Brief. Copy all the data exactly, except the pictures.

Given information.
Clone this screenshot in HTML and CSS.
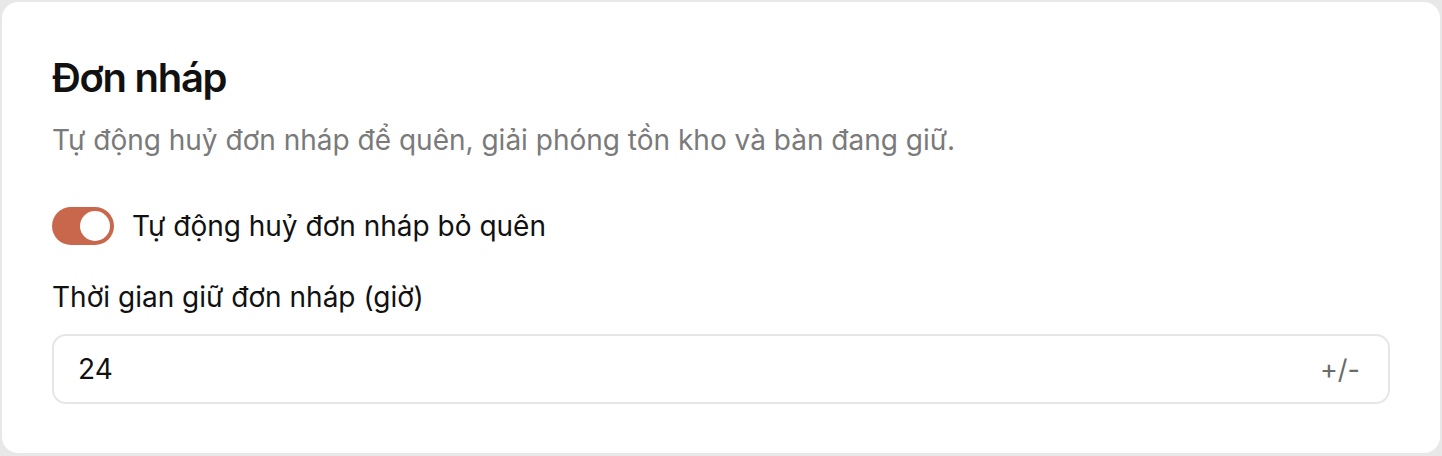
FILE: index.html
```html
<!DOCTYPE html>
<html lang="vi">

<head>
  <meta charset="UTF-8">
  <meta name="viewport" content="width=device-width, initial-scale=1.0">
  <title>Đơn nháp</title>
  <link rel="stylesheet" href="styles.css">
</head>

<body>
  <div class="card">
    <h2 class="card-title">Đơn nháp</h2>
    <p class="card-desc">Tự động huỷ đơn nháp để quên, giải phóng tồn kho và bàn đang giữ.</p>

    <label class="switch-row">
      <span class="switch on"><span class="knob"></span></span>
      <span>Tự động huỷ đơn nháp bỏ quên</span>
    </label>

    <div class="field">
      <label class="field-label" for="hold-hours">Thời gian giữ đơn nháp (giờ)</label>
      <div class="input-box">
        <input id="hold-hours" type="text" value="24">
        <span class="suffix">+/-</span>
      </div>
    </div>
  </div>
</body>

</html>
```

FILE: styles.css
```css
* {
  box-sizing: border-box;
}

body {
  margin: 0;
  background: #e8e8e8;
  font-family: Inter, "Noto Sans", sans-serif;
  color: #111;
}

.card {
  margin: 2px;
  height: 451px;
  background: #fff;
  border-radius: 16px;
  padding: 52px 50px 0 50px;
}

.card-title {
  margin: 0;
  font-size: 40px;
  font-weight: 600;
  line-height: 48px;
  letter-spacing: -1.3px;
}

.card-desc {
  margin: 18px 0 0;
  font-size: 28px;
  line-height: 40px;
  color: #7a7a7a;
}

.switch-row {
  display: flex;
  align-items: center;
  gap: 18px;
  margin-top: 46px;
  font-size: 28px;
  line-height: 40px;
}

.switch {
  width: 62px;
  height: 38px;
  border-radius: 19px;
  background: #c8674b;
  padding: 4px;
  display: flex;
  justify-content: flex-end;
}

.knob {
  width: 30px;
  height: 30px;
  border-radius: 50%;
  background: #fff;
}

.field {
  margin-top: 31px;
}

.field-label {
  display: block;
  font-size: 28px;
  line-height: 40px;
  margin-bottom: 17px;
}

.input-box {
  display: flex;
  align-items: center;
  height: 70px;
  border: 2px solid #e6e6e6;
  border-radius: 14px;
  padding: 0 28px 0 24px;
  width: 1338px;
}

.input-box input {
  flex: 1;
  border: none;
  outline: none;
  font: inherit;
  font-size: 28px;
  color: #111;
  background: transparent;
  padding: 0;
}

.suffix {
  font-size: 27px;
  color: #6b6b6b;
}
```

Exercise result.
Clone this screenshot in HTML and CSS.
FILE: index.html
```html
<!DOCTYPE html>
<html lang="vi">

<head>
  <meta charset="UTF-8">
  <meta name="viewport" content="width=device-width, initial-scale=1.0">
  <title>Đơn nháp</title>
  <link rel="stylesheet" href="styles.css">
</head>

<body>
  <div class="card">
    <h2 class="card-title">Đơn nháp</h2>
    <p class="card-desc">Tự động huỷ đơn nháp để quên, giải phóng tồn kho và bàn đang giữ.</p>

    <label class="switch-row">
      <span class="switch on"><span class="knob"></span></span>
      <span>Tự động huỷ đơn nháp bỏ quên</span>
    </label>

    <div class="field">
      <label class="field-label" for="hold-hours">Thời gian giữ đơn nháp (giờ)</label>
      <div class="input-box">
        <input id="hold-hours" type="text" value="24">
        <span class="suffix">+/-</span>
      </div>
    </div>
  </div>
</body>

</html>
```

FILE: styles.css
```css
* {
  box-sizing: border-box;
}

body {
  margin: 0;
  background: #e8e8e8;
  font-family: Inter, "Noto Sans", sans-serif;
  color: #111;
}

.card {
  margin: 2px;
  height: 451px;
  background: #fff;
  border-radius: 16px;
  padding: 52px 50px 0 50px;
}

.card-title {
  margin: 0;
  font-size: 40px;
  font-weight: 600;
  line-height: 48px;
  letter-spacing: -1.3px;
}

.card-desc {
  margin: 18px 0 0;
  font-size: 28px;
  line-height: 40px;
  color: #7a7a7a;
}

.switch-row {
  display: flex;
  align-items: center;
  gap: 18px;
  margin-top: 46px;
  font-size: 28px;
  line-height: 40px;
}

.switch {
  width: 62px;
  height: 38px;
  border-radius: 19px;
  background: #c8674b;
  padding: 4px;
  display: flex;
  justify-content: flex-end;
}

.knob {
  width: 30px;
  height: 30px;
  border-radius: 50%;
  background: #fff;
}

.field {
  margin-top: 31px;
}

.field-label {
  display: block;
  font-size: 28px;
  line-height: 40px;
  margin-bottom: 17px;
}

.input-box {
  display: flex;
  align-items: center;
  height: 70px;
  border: 2px solid #e6e6e6;
  border-radius: 14px;
  padding: 0 28px 0 24px;
  width: 1338px;
}

.input-box input {
  flex: 1;
  border: none;
  outline: none;
  font: inherit;
  font-size: 28px;
  color: #111;
  background: transparent;
  padding: 0;
}

.suffix {
  font-size: 27px;
  color: #6b6b6b;
}
```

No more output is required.